What is asked: Copy out the listing that follows, exact in every word, and skip the images.

Source data:
((

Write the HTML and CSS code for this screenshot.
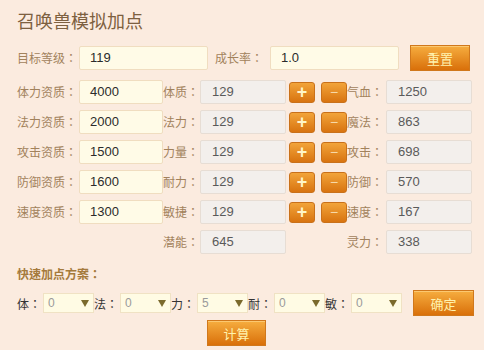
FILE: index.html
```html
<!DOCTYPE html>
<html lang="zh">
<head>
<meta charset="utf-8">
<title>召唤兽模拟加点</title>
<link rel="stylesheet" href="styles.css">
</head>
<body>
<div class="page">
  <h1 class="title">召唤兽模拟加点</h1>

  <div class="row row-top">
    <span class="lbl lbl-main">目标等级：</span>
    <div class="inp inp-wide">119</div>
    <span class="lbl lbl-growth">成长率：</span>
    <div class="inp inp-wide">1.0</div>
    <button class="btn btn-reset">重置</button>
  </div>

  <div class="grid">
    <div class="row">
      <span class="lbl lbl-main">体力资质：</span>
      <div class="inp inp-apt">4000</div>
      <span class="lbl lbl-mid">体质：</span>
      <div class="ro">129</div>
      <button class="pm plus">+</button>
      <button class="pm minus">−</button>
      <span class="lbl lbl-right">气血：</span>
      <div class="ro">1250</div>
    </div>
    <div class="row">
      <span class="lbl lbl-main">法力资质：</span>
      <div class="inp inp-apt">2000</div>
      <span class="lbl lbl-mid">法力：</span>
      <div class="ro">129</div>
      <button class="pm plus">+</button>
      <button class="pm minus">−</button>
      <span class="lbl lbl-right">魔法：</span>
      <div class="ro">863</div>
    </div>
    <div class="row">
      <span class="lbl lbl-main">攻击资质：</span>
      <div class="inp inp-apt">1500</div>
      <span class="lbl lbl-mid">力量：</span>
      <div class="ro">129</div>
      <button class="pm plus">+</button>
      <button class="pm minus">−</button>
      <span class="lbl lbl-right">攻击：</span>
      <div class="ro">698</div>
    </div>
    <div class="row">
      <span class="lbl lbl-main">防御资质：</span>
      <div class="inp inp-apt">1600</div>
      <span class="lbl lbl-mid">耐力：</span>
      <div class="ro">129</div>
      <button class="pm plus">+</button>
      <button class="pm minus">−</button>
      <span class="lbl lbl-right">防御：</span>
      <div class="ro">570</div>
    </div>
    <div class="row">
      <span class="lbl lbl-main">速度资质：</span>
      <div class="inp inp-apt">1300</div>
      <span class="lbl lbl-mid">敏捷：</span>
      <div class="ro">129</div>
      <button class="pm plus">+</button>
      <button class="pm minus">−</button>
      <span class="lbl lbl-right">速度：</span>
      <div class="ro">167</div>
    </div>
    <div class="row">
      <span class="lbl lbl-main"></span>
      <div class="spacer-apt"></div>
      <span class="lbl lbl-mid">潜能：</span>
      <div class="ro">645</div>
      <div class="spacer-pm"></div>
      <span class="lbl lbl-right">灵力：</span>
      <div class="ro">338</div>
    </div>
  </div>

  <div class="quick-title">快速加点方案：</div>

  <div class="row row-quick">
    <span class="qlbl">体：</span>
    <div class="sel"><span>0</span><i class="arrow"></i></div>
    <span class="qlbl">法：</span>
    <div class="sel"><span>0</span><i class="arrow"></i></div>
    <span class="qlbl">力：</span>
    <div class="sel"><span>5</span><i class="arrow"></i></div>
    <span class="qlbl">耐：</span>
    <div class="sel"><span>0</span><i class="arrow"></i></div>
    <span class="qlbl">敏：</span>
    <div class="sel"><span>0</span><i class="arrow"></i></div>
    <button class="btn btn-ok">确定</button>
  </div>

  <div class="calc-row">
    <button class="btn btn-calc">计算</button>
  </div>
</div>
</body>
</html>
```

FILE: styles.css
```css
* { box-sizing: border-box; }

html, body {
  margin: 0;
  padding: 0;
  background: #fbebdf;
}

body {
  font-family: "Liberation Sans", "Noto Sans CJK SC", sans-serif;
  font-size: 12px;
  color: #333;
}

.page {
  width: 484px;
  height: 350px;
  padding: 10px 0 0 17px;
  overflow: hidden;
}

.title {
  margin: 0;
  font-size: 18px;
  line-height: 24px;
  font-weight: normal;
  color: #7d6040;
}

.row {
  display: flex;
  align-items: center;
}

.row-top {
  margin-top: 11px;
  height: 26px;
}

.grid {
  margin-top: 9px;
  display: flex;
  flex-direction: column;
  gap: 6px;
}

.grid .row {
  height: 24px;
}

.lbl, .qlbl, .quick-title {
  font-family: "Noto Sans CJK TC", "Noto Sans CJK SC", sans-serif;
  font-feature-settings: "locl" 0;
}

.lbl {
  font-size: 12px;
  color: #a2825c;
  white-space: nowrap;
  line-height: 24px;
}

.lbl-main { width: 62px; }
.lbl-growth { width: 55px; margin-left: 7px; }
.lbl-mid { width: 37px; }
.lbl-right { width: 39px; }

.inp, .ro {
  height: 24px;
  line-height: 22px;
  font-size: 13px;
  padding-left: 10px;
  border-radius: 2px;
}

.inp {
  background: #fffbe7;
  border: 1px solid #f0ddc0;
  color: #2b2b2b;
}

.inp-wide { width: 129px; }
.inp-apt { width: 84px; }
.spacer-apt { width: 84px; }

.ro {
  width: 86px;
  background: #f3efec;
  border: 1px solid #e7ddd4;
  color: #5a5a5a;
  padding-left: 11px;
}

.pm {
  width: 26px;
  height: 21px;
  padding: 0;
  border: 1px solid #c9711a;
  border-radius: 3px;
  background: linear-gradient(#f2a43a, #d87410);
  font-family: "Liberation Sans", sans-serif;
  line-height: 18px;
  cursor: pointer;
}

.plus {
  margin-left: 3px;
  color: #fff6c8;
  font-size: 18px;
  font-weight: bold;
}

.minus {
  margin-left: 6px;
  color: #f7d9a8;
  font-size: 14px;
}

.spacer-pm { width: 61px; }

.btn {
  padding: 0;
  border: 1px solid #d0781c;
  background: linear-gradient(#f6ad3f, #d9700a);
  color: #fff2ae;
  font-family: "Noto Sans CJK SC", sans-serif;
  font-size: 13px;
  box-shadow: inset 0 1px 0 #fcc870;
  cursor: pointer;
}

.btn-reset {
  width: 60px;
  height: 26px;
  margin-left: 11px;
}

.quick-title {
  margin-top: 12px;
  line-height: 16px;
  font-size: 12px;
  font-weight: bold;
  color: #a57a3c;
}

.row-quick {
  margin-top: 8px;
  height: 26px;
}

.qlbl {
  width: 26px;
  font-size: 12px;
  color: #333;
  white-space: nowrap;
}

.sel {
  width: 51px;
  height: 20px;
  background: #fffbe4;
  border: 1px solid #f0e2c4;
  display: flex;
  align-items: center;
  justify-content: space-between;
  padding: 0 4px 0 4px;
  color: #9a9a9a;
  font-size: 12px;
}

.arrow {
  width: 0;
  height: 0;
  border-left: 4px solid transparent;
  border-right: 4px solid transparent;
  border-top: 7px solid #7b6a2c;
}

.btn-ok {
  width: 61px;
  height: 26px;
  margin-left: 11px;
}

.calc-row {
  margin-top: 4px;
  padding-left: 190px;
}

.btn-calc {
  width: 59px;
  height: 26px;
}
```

))

Problem solution:
Write the HTML and CSS code for this screenshot.
FILE: index.html
```html
<!DOCTYPE html>
<html lang="zh">
<head>
<meta charset="utf-8">
<title>召唤兽模拟加点</title>
<link rel="stylesheet" href="styles.css">
</head>
<body>
<div class="page">
  <h1 class="title">召唤兽模拟加点</h1>

  <div class="row row-top">
    <span class="lbl lbl-main">目标等级：</span>
    <div class="inp inp-wide">119</div>
    <span class="lbl lbl-growth">成长率：</span>
    <div class="inp inp-wide">1.0</div>
    <button class="btn btn-reset">重置</button>
  </div>

  <div class="grid">
    <div class="row">
      <span class="lbl lbl-main">体力资质：</span>
      <div class="inp inp-apt">4000</div>
      <span class="lbl lbl-mid">体质：</span>
      <div class="ro">129</div>
      <button class="pm plus">+</button>
      <button class="pm minus">−</button>
      <span class="lbl lbl-right">气血：</span>
      <div class="ro">1250</div>
    </div>
    <div class="row">
      <span class="lbl lbl-main">法力资质：</span>
      <div class="inp inp-apt">2000</div>
      <span class="lbl lbl-mid">法力：</span>
      <div class="ro">129</div>
      <button class="pm plus">+</button>
      <button class="pm minus">−</button>
      <span class="lbl lbl-right">魔法：</span>
      <div class="ro">863</div>
    </div>
    <div class="row">
      <span class="lbl lbl-main">攻击资质：</span>
      <div class="inp inp-apt">1500</div>
      <span class="lbl lbl-mid">力量：</span>
      <div class="ro">129</div>
      <button class="pm plus">+</button>
      <button class="pm minus">−</button>
      <span class="lbl lbl-right">攻击：</span>
      <div class="ro">698</div>
    </div>
    <div class="row">
      <span class="lbl lbl-main">防御资质：</span>
      <div class="inp inp-apt">1600</div>
      <span class="lbl lbl-mid">耐力：</span>
      <div class="ro">129</div>
      <button class="pm plus">+</button>
      <button class="pm minus">−</button>
      <span class="lbl lbl-right">防御：</span>
      <div class="ro">570</div>
    </div>
    <div class="row">
      <span class="lbl lbl-main">速度资质：</span>
      <div class="inp inp-apt">1300</div>
      <span class="lbl lbl-mid">敏捷：</span>
      <div class="ro">129</div>
      <button class="pm plus">+</button>
      <button class="pm minus">−</button>
      <span class="lbl lbl-right">速度：</span>
      <div class="ro">167</div>
    </div>
    <div class="row">
      <span class="lbl lbl-main"></span>
      <div class="spacer-apt"></div>
      <span class="lbl lbl-mid">潜能：</span>
      <div class="ro">645</div>
      <div class="spacer-pm"></div>
      <span class="lbl lbl-right">灵力：</span>
      <div class="ro">338</div>
    </div>
  </div>

  <div class="quick-title">快速加点方案：</div>

  <div class="row row-quick">
    <span class="qlbl">体：</span>
    <div class="sel"><span>0</span><i class="arrow"></i></div>
    <span class="qlbl">法：</span>
    <div class="sel"><span>0</span><i class="arrow"></i></div>
    <span class="qlbl">力：</span>
    <div class="sel"><span>5</span><i class="arrow"></i></div>
    <span class="qlbl">耐：</span>
    <div class="sel"><span>0</span><i class="arrow"></i></div>
    <span class="qlbl">敏：</span>
    <div class="sel"><span>0</span><i class="arrow"></i></div>
    <button class="btn btn-ok">确定</button>
  </div>

  <div class="calc-row">
    <button class="btn btn-calc">计算</button>
  </div>
</div>
</body>
</html>
```

FILE: styles.css
```css
* { box-sizing: border-box; }

html, body {
  margin: 0;
  padding: 0;
  background: #fbebdf;
}

body {
  font-family: "Liberation Sans", "Noto Sans CJK SC", sans-serif;
  font-size: 12px;
  color: #333;
}

.page {
  width: 484px;
  height: 350px;
  padding: 10px 0 0 17px;
  overflow: hidden;
}

.title {
  margin: 0;
  font-size: 18px;
  line-height: 24px;
  font-weight: normal;
  color: #7d6040;
}

.row {
  display: flex;
  align-items: center;
}

.row-top {
  margin-top: 11px;
  height: 26px;
}

.grid {
  margin-top: 9px;
  display: flex;
  flex-direction: column;
  gap: 6px;
}

.grid .row {
  height: 24px;
}

.lbl, .qlbl, .quick-title {
  font-family: "Noto Sans CJK TC", "Noto Sans CJK SC", sans-serif;
  font-feature-settings: "locl" 0;
}

.lbl {
  font-size: 12px;
  color: #a2825c;
  white-space: nowrap;
  line-height: 24px;
}

.lbl-main { width: 62px; }
.lbl-growth { width: 55px; margin-left: 7px; }
.lbl-mid { width: 37px; }
.lbl-right { width: 39px; }

.inp, .ro {
  height: 24px;
  line-height: 22px;
  font-size: 13px;
  padding-left: 10px;
  border-radius: 2px;
}

.inp {
  background: #fffbe7;
  border: 1px solid #f0ddc0;
  color: #2b2b2b;
}

.inp-wide { width: 129px; }
.inp-apt { width: 84px; }
.spacer-apt { width: 84px; }

.ro {
  width: 86px;
  background: #f3efec;
  border: 1px solid #e7ddd4;
  color: #5a5a5a;
  padding-left: 11px;
}

.pm {
  width: 26px;
  height: 21px;
  padding: 0;
  border: 1px solid #c9711a;
  border-radius: 3px;
  background: linear-gradient(#f2a43a, #d87410);
  font-family: "Liberation Sans", sans-serif;
  line-height: 18px;
  cursor: pointer;
}

.plus {
  margin-left: 3px;
  color: #fff6c8;
  font-size: 18px;
  font-weight: bold;
}

.minus {
  margin-left: 6px;
  color: #f7d9a8;
  font-size: 14px;
}

.spacer-pm { width: 61px; }

.btn {
  padding: 0;
  border: 1px solid #d0781c;
  background: linear-gradient(#f6ad3f, #d9700a);
  color: #fff2ae;
  font-family: "Noto Sans CJK SC", sans-serif;
  font-size: 13px;
  box-shadow: inset 0 1px 0 #fcc870;
  cursor: pointer;
}

.btn-reset {
  width: 60px;
  height: 26px;
  margin-left: 11px;
}

.quick-title {
  margin-top: 12px;
  line-height: 16px;
  font-size: 12px;
  font-weight: bold;
  color: #a57a3c;
}

.row-quick {
  margin-top: 8px;
  height: 26px;
}

.qlbl {
  width: 26px;
  font-size: 12px;
  color: #333;
  white-space: nowrap;
}

.sel {
  width: 51px;
  height: 20px;
  background: #fffbe4;
  border: 1px solid #f0e2c4;
  display: flex;
  align-items: center;
  justify-content: space-between;
  padding: 0 4px 0 4px;
  color: #9a9a9a;
  font-size: 12px;
}

.arrow {
  width: 0;
  height: 0;
  border-left: 4px solid transparent;
  border-right: 4px solid transparent;
  border-top: 7px solid #7b6a2c;
}

.btn-ok {
  width: 61px;
  height: 26px;
  margin-left: 11px;
}

.calc-row {
  margin-top: 4px;
  padding-left: 190px;
}

.btn-calc {
  width: 59px;
  height: 26px;
}
```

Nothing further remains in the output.